Sadly one of our dogs did sustain a training injury this month and is looking like she won’t rebound in time for the big day. Crumb tore a toenail off in training about three weeks ago. We gave her time off and have been treating her with antibiotics and topical medicine to keep it healthy. It has grown back remarkably well, but we aren’t sure if she would be able to hold up on it for 1,000 miles. This is a tough blow because Crumb is a 1,000-mile veteran and display the rare characteristic only a few of our dogs due, and that is she gets stronger as the race goes on. She frequently looks better and is having more fun at 700 mile than at 200 miles, so if she doesn’t go, she will be sorely missed. But, if she does stay home it will give another dog in the kennel a chance to step up. Someone who has never raced 1,000 miles will have to go in her place and there are several dogs who are looking good, Possibly either Rowdy, Brick or Chubba-bubba will take her place and hopefully make it the whole way.

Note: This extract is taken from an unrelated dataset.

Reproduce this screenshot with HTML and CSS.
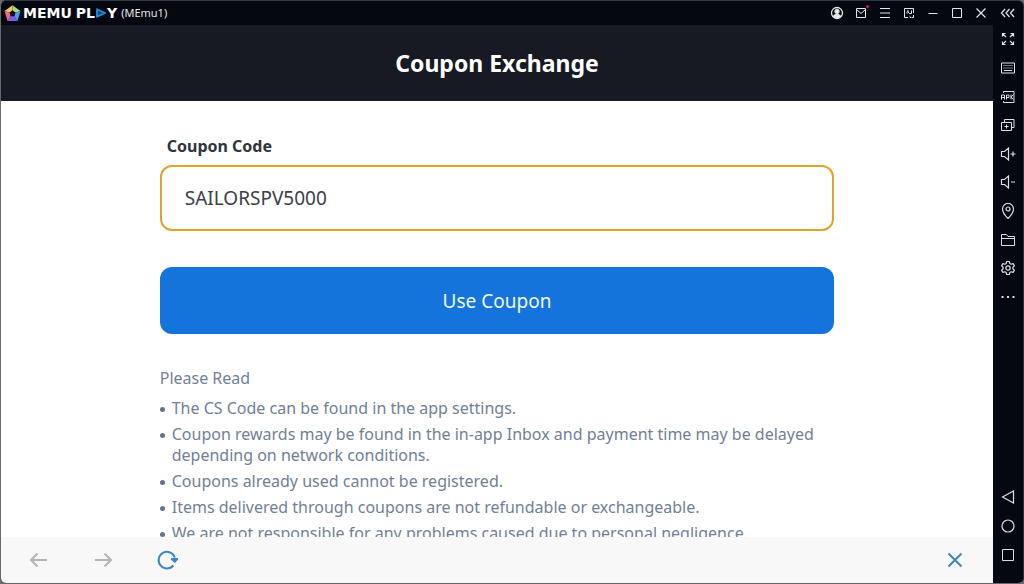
FILE: index.html
```html
<!DOCTYPE html>
<html lang="en">
<head>
<meta charset="utf-8">
<title>MEMU PLAY (MEmu1)</title>
<link rel="stylesheet" href="styles.css">
</head>
<body>
<div class="window">
  <div class="main">
    <header class="titlebar">
      <svg class="logo-mark" viewBox="0 0 17 17" aria-hidden="true">
        <path d="M8.500 8.500 .5 6 8.500 .3z" fill="#f4c25a"/>
        <path d="M8.500 8.500 8.500 .3 16.500 6z" fill="#a9dc72"/>
        <path d="M8.500 8.500 16.500 6 13.500 16z" fill="#459fec"/>
        <path d="M8.500 8.500 13.500 16 3.500 16z" fill="#7b5ee6"/>
        <path d="M8.500 8.500 3.500 16 .5 6z" fill="#ee6a86"/>
        <path d="M8.500 5.300 11.500 7.600 10.400 11.200H6.600L5.500 7.600z" fill="#080b12"/>
      </svg>
      <span class="brand">MEMU</span>
      <span class="brand">PL<svg class="brand-a" viewBox="0 0 11 10" aria-hidden="true"><path d="M1.500 1.200 9.500 5 1.500 8.800z" fill="#0b4a86" stroke="#2390dd" stroke-width="1.800" stroke-linejoin="round"/></svg>Y</span>
      <span class="instance">(MEmu1)</span>
      <div class="window-actions">
        <button class="icon-btn" aria-label="Account"><svg viewBox="0 0 14 14"><circle cx="7" cy="7" r="5.500" stroke-width="1.300"/><circle cx="7" cy="5.400" r="2.200" fill="currentColor"/><path d="M3 10.500Q4 8.300 7 8.300T11 10.500Q9.500 12.300 7 12.300T3 10.500z" fill="currentColor"/></svg></button>
        <button class="icon-btn mail" aria-label="Messages"><svg viewBox="0 0 14 14"><path d="M2.500 2.500h9v9h-9zM2.500 3.500 7 7.500l4.500-4"/></svg></button>
        <button class="icon-btn" aria-label="Menu"><svg viewBox="0 0 14 14"><path d="M2 2.500h10M2 7h10M2 11.500h10"/></svg></button>
        <button class="icon-btn" aria-label="Resize window"><svg viewBox="0 0 14 14"><path d="M6 11.500H2.500v-9h9V7"/><path d="M5 7.500V5.500M5 5h2M5.500 5.500 8 8M9.500 4.500v3h-2"/><path d="M8 10.500v1h1M11.500 9v2.500h-2"/></svg></button>
        <button class="icon-btn" aria-label="Minimize"><svg viewBox="0 0 14 14"><path d="M2.500 7.500h9"/></svg></button>
        <button class="icon-btn" aria-label="Maximize"><svg viewBox="0 0 14 14"><path d="M2.500 2.500h9v9h-9z"/></svg></button>
        <button class="icon-btn" aria-label="Close window"><svg viewBox="0 0 14 14"><path d="M2.500 2.500l9 9M11.500 2.500l-9 9" stroke-width="1.200"/></svg></button>
      </div>
    </header>

    <div class="page-head"><h1 class="page-title">Coupon Exchange</h1></div>

    <main class="page">
      <form class="column">
        <label class="field-label" for="code">Coupon Code</label>
        <input class="field" id="code" type="text" value="SAILORSPV5000">
        <button class="submit" type="button">Use Coupon</button>
        <h2 class="notes-title">Please Read</h2>
        <ul class="notes">
          <li class="note">The CS Code can be found in the app settings.</li>
          <li class="note">Coupon rewards may be found in the in-app Inbox and payment time may be delayed depending on network conditions.</li>
          <li class="note">Coupons already used cannot be registered.</li>
          <li class="note">Items delivered through coupons are not refundable or exchangeable.</li>
          <li class="note">We are not responsible for any problems caused due to personal negligence.</li>
        </ul>
      </form>
    </main>

    <footer class="browser-bar">
      <button class="nav-btn" aria-label="Back"><svg viewBox="0 0 24 24"><path d="M20 12H4M10.500 5.500 4 12l6.500 6.500"/></svg></button>
      <button class="nav-btn" aria-label="Forward"><svg viewBox="0 0 24 24"><path d="M4 12h16M13.500 5.500 20 12l-6.500 6.500"/></svg></button>
      <button class="nav-btn active" aria-label="Reload"><svg viewBox="0 0 24 24"><path d="M18.300 17.500A8.300 8.300 0 1 1 19.800 9.500"/><path d="M16.800 11h5.400l-2.500 2.700z" fill="currentColor" stroke-linejoin="round"/></svg></button>
      <button class="nav-btn active close" aria-label="Close page"><svg viewBox="0 0 24 24"><path d="M5.500 5.500l13 13M18.500 5.500l-13 13"/></svg></button>
    </footer>
  </div>

  <aside class="sidebar">
    <button class="tool collapse" aria-label="Collapse sidebar"><svg viewBox="0 0 16 16"><path d="M5 4 1.500 8 5 12M9.500 4 6 8l3.500 4M14 4l-3.500 4 3.500 4" stroke-width="1.300"/></svg></button>
    <button class="tool" aria-label="Full screen"><svg viewBox="0 0 16 16"><path d="M2.500 5.500v-3h3M2.500 2.500 6 6M10.500 2.500h3v3M13.500 2.500 10 6M2.500 10.500v3h3M2.500 13.500 6 10M10.500 13.500h3v-3M13.500 13.500 10 10" stroke-width="1.200"/></svg></button>
    <button class="tool" aria-label="Keyboard"><svg viewBox="0 0 16 16"><path d="M1.500 3h13v10h-13z"/><path d="M3.500 5.500h9M3.500 8h9" stroke-dasharray="1 1"/><path d="M4 10.500h8"/></svg></button>
    <button class="tool" aria-label="Install APK"><svg viewBox="0 0 16 16"><path d="M3.500 4V2.500h10.500v11H3.500V12"/><path d="M1.500 10.500V6h3v4.500M1.500 8.500h3M6.500 10.500V6h2.500v2.500h-2.500M11 5.500v5M13.500 5.500l-2.500 2.700 2.500 2.300"/></svg></button>
    <button class="tool" aria-label="Multiple instances"><svg viewBox="0 0 16 16"><path d="M1.500 5.500h10v8h-10zM4.500 5.500v-3h9.500v8h-2.500M6.500 7.500v4M4.500 9.500h4"/></svg></button>
    <button class="tool" aria-label="Volume up"><svg viewBox="0 0 16 16"><path d="M1.500 5.500h3l4-3.500v12l-4-3.500h-3zM10.500 8h5M13 5.500v5" stroke-width="1.200"/></svg></button>
    <button class="tool" aria-label="Volume down"><svg viewBox="0 0 16 16"><path d="M1.500 5.500h3l4-3.500v12l-4-3.500h-3zM11 8h4" stroke-width="1.200"/></svg></button>
    <button class="tool" aria-label="Location"><svg viewBox="0 0 16 16"><path d="M8 15.500Q2.500 10 2.500 6a5.500 5.500 0 0 1 11 0Q13.500 10 8 15.500z" stroke-width="1.200"/><circle cx="8" cy="6" r="2" stroke-width="1.200"/></svg></button>
    <button class="tool" aria-label="Shared folder"><svg viewBox="0 0 16 16"><path d="M1.500 13.500v-11h5l1.500 2h6.500v9zM1.500 6.500h13"/></svg></button>
    <button class="tool" aria-label="Settings"><svg viewBox="0 0 16 16"><path d="M6.700 1.500h2.600l.5 2 1.300.7 2-.6 1.300 2.300-1.500 1.400v1.400l1.500 1.400-1.300 2.300-2-.6-1.300.7-.5 2H6.700l-.5-2-1.300-.7-2 .6-1.300-2.300 1.500-1.400V7.300L1.600 5.900l1.300-2.300 2 .6 1.300-.7z" stroke-linejoin="round" stroke-width="1.200"/><circle cx="8" cy="8" r="2.200" stroke-width="1.200"/></svg></button>
    <button class="tool" aria-label="More"><svg viewBox="0 0 16 16"><path d="M1.500 8h2M7 8h2M12.500 8h2" stroke-width="2"/></svg></button>
    <span class="tool-space"></span>
    <button class="tool" aria-label="Android back"><svg viewBox="0 0 16 16"><path d="M13.500 2v12L2.500 8z" stroke-width="1.200"/></svg></button>
    <button class="tool" aria-label="Android home"><svg viewBox="0 0 16 16"><circle cx="8" cy="8" r="6" stroke-width="1.200"/></svg></button>
    <button class="tool" aria-label="Recent apps"><svg viewBox="0 0 16 16"><path d="M2.500 2.500h11v11h-11z"/></svg></button>
  </aside>
</div>
</body>
</html>
```
FILE: styles.css
```css
* {
  box-sizing: border-box;
}

body {
  margin: 0;
  background: #6f6c70;
  font-family: "Noto Sans", "Open Sans", sans-serif;
}

button {
  margin: 0;
  padding: 0;
  border: 0;
  background: none;
  color: inherit;
  font: inherit;
}

svg {
  display: block;
  fill: none;
  stroke: currentColor;
}

.window {
  display: flex;
  height: 100vh;
  border: 1px solid #6b686c;
  border-top-color: #34373d;
  border-right-color: #2b2d36;
  border-radius: 6px;
  overflow: hidden;
  background: #050810;
}

.main {
  flex: 1;
  min-width: 0;
  display: flex;
  flex-direction: column;
}

.titlebar {
  flex: none;
  display: flex;
  align-items: center;
  height: 24px;
  padding-left: 3px;
  color: #e4e6ea;
}

.logo-mark {
  width: 17px;
  height: 17px;
  margin-right: 2px;
  stroke: none;
}

.brand {
  display: flex;
  align-items: center;
  margin-right: 4px;
  color: #fff;
  font: bold 14px/16px "DejaVu Sans", sans-serif;
}

.brand-a {
  width: 12px;
  height: 10px;
}

.instance {
  font-size: 11px;
  line-height: 16px;
}

.window-actions {
  display: flex;
  margin-left: auto;
}

.icon-btn {
  position: relative;
  display: grid;
  place-items: center;
  width: 24px;
  height: 24px;
}

.icon-btn svg {
  width: 14px;
  height: 14px;
}

.mail::after {
  content: "";
  position: absolute;
  top: 4px;
  right: 4px;
  width: 3px;
  height: 3px;
  border-radius: 50%;
  background: #d01c50;
}

.page-head {
  flex: none;
  padding: 22px 0;
  background: #171a23;
}

.page-title {
  margin: 0;
  color: #fff;
  font-size: 23px;
  line-height: 32px;
  font-weight: 700;
  text-align: center;
}

.page {
  flex: 1;
  min-height: 0;
  overflow: hidden;
  padding-top: 34px;
  background: #fff;
}

.column {
  display: flex;
  flex-direction: column;
  width: 68%;
  margin: 0 auto;
}

.field-label {
  padding-left: 7px;
  color: #30343b;
  font-size: 16px;
  line-height: 22px;
  font-weight: 700;
}

.field {
  width: 100%;
  height: 66px;
  margin-top: 8px;
  padding: 0 23px;
  border: 2px solid #dca52c;
  border-radius: 12px;
  outline: 0;
  background: #fff;
  color: #3c4047;
  font: 19px/24px "Noto Sans", "Open Sans", sans-serif;
}

.submit {
  height: 67px;
  margin-top: 36px;
  border-radius: 12px;
  background: #1474dc;
  color: #f2f8ff;
  font-size: 19px;
  line-height: 24px;
}

.notes-title {
  margin: 34px 0 0;
  color: #718096;
  font-size: 16px;
  line-height: 21px;
  font-weight: 400;
}

.notes {
  display: flex;
  flex-direction: column;
  gap: 5px;
  margin: 9px 0 0;
  padding: 0;
  list-style: none;
  color: #718096;
  font-size: 16px;
  line-height: 21px;
}

.note {
  display: flex;
  gap: 7px;
}

.note::before {
  content: "";
  flex: none;
  width: 5px;
  height: 5px;
  margin-top: 9px;
  border-radius: 50%;
  background: #64738a;
}

.browser-bar {
  flex: none;
  display: flex;
  align-items: center;
  gap: 40px;
  height: 46px;
  padding: 0 26px;
  background: #f8f8f8;
  color: #b4b4b4;
}

.nav-btn svg {
  width: 24px;
  height: 24px;
  stroke-width: 2;
}

.active {
  color: #3d85c8;
}

.close {
  margin-left: auto;
}

.sidebar {
  flex: none;
  display: flex;
  flex-direction: column;
  width: 30px;
  padding-bottom: 14px;
  color: #dcdfe4;
}

.tool {
  flex: 1;
  display: grid;
  place-items: center;
}

.tool svg {
  width: 16px;
  height: 16px;
}

.collapse {
  flex: none;
  height: 24px;
}

.tool-space {
  flex: 6;
}
```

More when we can. We’re trying our best, but please remember we don’t have the full entourage of some of the big names. We largely doing this ourselves, with help from friends here and there, so we write when we can, and when our wireless connection is able. We always want to write more than we do, there’s just too few hours in the day at this time of year when working , training, shoveling snow, booking hotels, booking flights, answering mail from children, etc. All for now and hopefully more regular updates next week.

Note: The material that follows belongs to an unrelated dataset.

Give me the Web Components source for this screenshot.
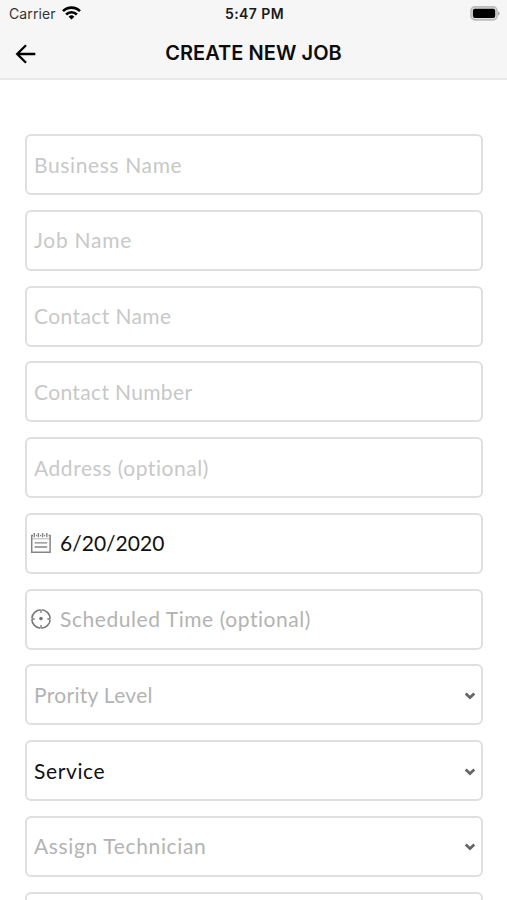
<!DOCTYPE html>
<html lang="en">
<head>
<meta charset="utf-8">
<meta name="viewport" content="width=device-width, initial-scale=1">
<title>Create New Job</title>
<style>
  html, body {
    margin: 0;
    height: 100%;
    overflow: hidden;
    background: #fff;
  }
</style>
</head>
<body>
<job-screen>
  <status-bar slot="top" carrier="Carrier" time="5:47 PM"></status-bar>
  <nav-header slot="top">CREATE NEW JOB</nav-header>
  <form-field style="--tracking: .63px">Business Name</form-field>
  <form-field style="--tracking: .75px">Job Name</form-field>
  <form-field>Contact Name</form-field>
  <form-field style="--tracking: .35px">Contact Number</form-field>
  <form-field style="--tracking: .54px">Address (optional)</form-field>
  <form-field icon="calendar" filled style="--tracking: .02px">6/20/2020</form-field>
  <form-field icon="clock" muted style="--tracking: .56px">Scheduled Time (optional)</form-field>
  <form-field select muted style="--tracking: .3px">Prority Level</form-field>
  <form-field select filled style="--tracking: .62px">Service</form-field>
  <form-field select muted style="--tracking: .64px">Assign Technician</form-field>
  <form-field></form-field>
</job-screen>

<script>
const icons = {
  calendar: `
    <svg width="22" height="22" viewBox="0 0 22 22" fill="none" stroke="#858585" stroke-width="1.5">
      <path d="M3 3.5H1.7v16.8h18.4V3.5h-1.5M6 3.5h1.2M10 3.5h1.2M14 3.5h1.2"/>
      <path d="M4.3 1v4.2M8.4 1v4.2M12.6 1v4.2M16.8 1v4.2" stroke-width="1.4"/>
      <path d="M2 6.8h17.6" stroke-width=".6"/>
      <path d="M4.6 10.8h12.6M4.6 15h12.6" stroke-width="1.3"/>
    </svg>`,
  clock: `
    <svg width="22" height="22" viewBox="0 0 22 22" fill="none" stroke="#777" stroke-width="1.6">
      <circle cx="11" cy="11" r="9.2" pathLength="80" stroke-dasharray="18.6 1.4" stroke-dashoffset="-1"/>
      <path d="M11 2v3M11 17v3M2 11h2.6M17.4 11H20" stroke-width="1.3"/>
      <circle cx="11" cy="10.6" r="1.8" fill="#777" stroke="none"/>
    </svg>`
};

class JobScreen extends HTMLElement {
  constructor() {
    super();
    this.attachShadow({ mode: 'open' }).innerHTML = `
      <style>
        :host {
          display: flex;
          flex-direction: column;
          height: 100%;
          overflow: hidden;
          background: #fff;
        }
        header {
          flex: none;
          box-sizing: border-box;
          height: 80px;
          background: #f7f6f7;
          border-bottom: 2px solid #e8e8e9;
        }
        main {
          flex: none;
          display: flex;
          flex-direction: column;
          gap: 14.75px;
          padding: 54.2px 24.5px 0 25px;
        }
      </style>
      <header><slot name="top"></slot></header>
      <main><slot></slot></main>
    `;
  }
}

class StatusBar extends HTMLElement {
  constructor() {
    super();
    this.attachShadow({ mode: 'open' });
  }

  connectedCallback() {
    this.shadowRoot.innerHTML = `
      <style>
        :host {
          display: grid;
          grid-template-columns: 1fr auto 1fr;
          align-items: center;
          box-sizing: border-box;
          height: 28px;
          padding: 0 7px 0 9px;
          font: 400 14px/28px Inter, sans-serif;
          color: #333;
        }
        .left {
          display: flex;
          align-items: center;
          gap: 6px;
          letter-spacing: 0.1px;
        }
        .time {
          font-weight: 600;
          font-size: 14px;
          letter-spacing: 0.4px;
          color: #1a1a1a;
        }
        .battery {
          justify-self: end;
          margin-top: -2px;
        }
        svg { display: block; }
        .wifi { margin-top: -2px; }
      </style>
      <div class="left">
        <span>${this.getAttribute('carrier')}</span>
        <svg class="wifi" width="19" height="14" viewBox="0 0 19 14" fill="none" stroke="#000" stroke-width="2.6">
          <path d="M1 5.2a12 12 0 0 1 17 0"/>
          <path d="M4.1 8.5a7.6 7.6 0 0 1 10.8 0"/>
          <path d="M9.5 13.6 6.6 10.8a4.1 4.1 0 0 1 5.8 0z" fill="#000" stroke="none"/>
        </svg>
      </div>
      <span class="time">${this.getAttribute('time')}</span>
      <svg class="battery" width="30" height="15" viewBox="0 0 30 15">
        <rect x="1" y=".9" width="26" height="13" rx="3.8" fill="#ddd" stroke="#bcbcbc" stroke-width="1.6"/>
        <rect x="2.9" y="2.8" width="22.3" height="9.3" rx="2" fill="#000"/>
        <path d="M28 5.2c2.2.8 2.2 3.6 0 4.4z" fill="#aaa"/>
      </svg>
    `;
  }
}

class NavHeader extends HTMLElement {
  constructor() {
    super();
    this.attachShadow({ mode: 'open' }).innerHTML = `
      <style>
        :host {
          display: grid;
          grid-template-columns: 1fr auto 1fr;
          align-items: center;
          height: 50px;
          padding: 0 15px;
          font: 600 20px/48px Inter, sans-serif;
          letter-spacing: 0.05px;
          color: #0c0c0c;
        }
        svg {
          display: block;
          margin-top: 2px;
        }
      </style>
      <svg width="22" height="22" viewBox="0 0 22 22" fill="none" stroke="#000" stroke-width="2.3">
        <path d="M20.3 11H2.5M11 2.2 2.2 11l8.8 8.8"/>
      </svg>
      <span><slot></slot></span>
    `;
  }
}

class FormField extends HTMLElement {
  constructor() {
    super();
    this.attachShadow({ mode: 'open' });
  }

  connectedCallback() {
    const icon = icons[this.getAttribute('icon')] || '';
    const arrow = this.hasAttribute('select') ? `
      <svg class="arrow" width="12" height="8" viewBox="0 0 12 8" fill="none" stroke="#666" stroke-width="2.7">
        <path d="M1.7 1.5 6 5.6l4.3-4.1"/>
      </svg>` : '';

    this.shadowRoot.innerHTML = `
      <style>
        :host {
          display: flex;
          align-items: center;
          box-sizing: border-box;
          height: 61px;
          padding: 0 5px 0 7px;
          border: 2px solid #dfdfdf;
          border-radius: 6px;
          font: 400 21px/30px Lato, sans-serif;
          letter-spacing: var(--tracking, 0.4px);
          color: #c8c8c8;
        }
        :host([icon]) { padding-left: 3px; }
        :host([muted]) { color: #b3b3b3; }
        :host([filled]) { color: #111; }
        .text { flex: 1; }
        .icon svg {
          display: block;
          margin-right: 8px;
        }
        .arrow { margin-top: 2px; }
      </style>
      <span class="icon">${icon}</span>
      <span class="text"><slot></slot></span>
      ${arrow}
    `;
  }
}

customElements.define('job-screen', JobScreen);
customElements.define('status-bar', StatusBar);
customElements.define('nav-header', NavHeader);
customElements.define('form-field', FormField);
</script>
</body>
</html>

Archive for February, 2012
Where they heck did they go? Sorry folkss, but we were between computers for a while there and then busy getting ready for the iditarod too. Here’s a breif update before I lose internet connectivity (part of the problem this past week with trying top update the blog).
The runs are going good, as eveident from the pic at the top of this post. The dogs are really getting into the groove of being on their feet for 5-6 hours at a time and multiple days in a row. Hopefully they’ll be in tip-top shape for the big race in three weeks. Speaking of which, we have heard form our Iditarider, she’s a youngerster from the Lower 48 and she sounds super excited to ride along with the dogs thorugh downtown Anchorage.
After the T200 we had a bit of bad luck with one of our best dogs. Cyder starting having soreness in his belly and a bit of blood in his urine, so we rushed him into the vet. We found out that he had an hugely inflammed prostate and they worried it was the dreaded C-word, but after a quick surgery (the pic above is him recovering from anesthesia), they determined it was not and he has been on the mend. He got a lot of time off and then came back slowly with small runs to let him get his legs back under him.
We’ve also been busy preparing the housands of pounds of food and gear that will be sent upthe Iditarod trial. Here is Cole packing, packing and more packing, as you can tell from all the stuff in the hallway in the background. We lived on piles of halfpacked dropped bags for days. It was nuttier than usual around here.
Once done, we brought our drops up to Anchorage. Here’s Cole’s drops being divied up to sent out to the proper villages. Hopefully they’ll all make it where they’re suppose to go.
Of course, it wouldn’t be a trip for Iditarod without a whiteout blizzard. Most of you will reember there wasan avalanche last year when we attempted to brgin up food drops, so we didn’t make it on time. This time we got stuck in the bliizzard, but made it….just very slowly. You can imagine how hard it was to see the roqad when this truck wasn’t in front of me. There was zero definition to the road.
All for this week. More when we figure out this new computer better.